Discussion in 'Etymology, History of languages and Linguistics (EHL)' started by Curious about Language, Jun 27, 2008.

  1. Curious about Language Senior Member

    Japan
    Australia, English
    Hello everyone,
    I was wondering about "hang out with", the origin of "hang out" and if it is at all connected to "hang" as in be executed by hanging. I know that originally it meant loiter or be idle, but I was wondering if there was any darker meaning to this originally - for example, "Don't hang around this that crowd!" being a kind of warning, in the same way "wag" as a noun for troublemaker relates to a waghalter, or someone who is likely to wind up being hung.
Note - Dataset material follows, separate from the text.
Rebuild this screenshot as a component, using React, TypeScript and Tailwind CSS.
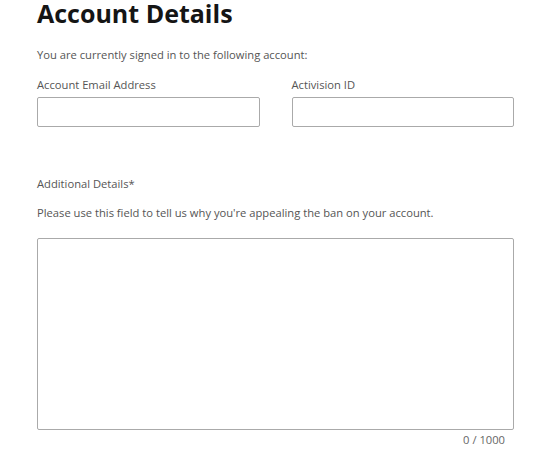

    If anyone out here has any ideas/information on this, they would be much appreciated!
     
  2. Forero Senior Member

    Houston, Texas, USA
    USA English
    I very much doubt it relates to being executed. I think it was Benjamin Franklin who said something like "We must all hang together, or assuredly we shall all hang separately." It would not have been passed down to us as a memorable quote if "hang together" referred to being hanged.
     
  3. ThomasK Senior Member

    (near) Kortrijk, Belgium
    Belgium, Dutch
    Thinking of the first example 'hang out' i was reminded of the passive nature of the (non-)activity. If we are doing sports at that time, we will not be saying we are hanging around, I think. It implies lack of will, looking for something that makes sense, or not even that. Just trying to 'kill' the time !

    So I would think that connection makes sense. We have it also in Dutch, maybe it exists in German as well, but in any other language ?
     
  4. vmrweb Senior Member

    south-east of Bavaria
    German - Germany
    Etymonline.com says "Teen slang sense of "spend time" first recorded 1951; hang around "idle, loiter" is from 1830, and hang out (v.) is from 1844."
    As in the late 19th century hanging wasn't such a popular execution method any more, I'd say it's not very likely.
     
  5. Forero Senior Member

    Houston, Texas, USA
    USA English
    "Hang out", "hang around", "hang together", "hang tough", "hang loose", ...

    The common theme is something like "to remain" or "to let oneself be". Even "hung over" suggests that something remains (is left over) of something that happened the previous evening.

    The past tense and participle of all of these is "hung ...", not "hanged ...".
     
  6. Curious about Language Senior Member

    Japan
    Australia, English
    Thank you all for your comments, they were very interesting. I especially liked ThomasK making the point that it highlights the passive nature of what people are doing when they "hang out" - not playing sports or whatever, but just sitting around shooting the breeze, or whatever. Thanks to you all!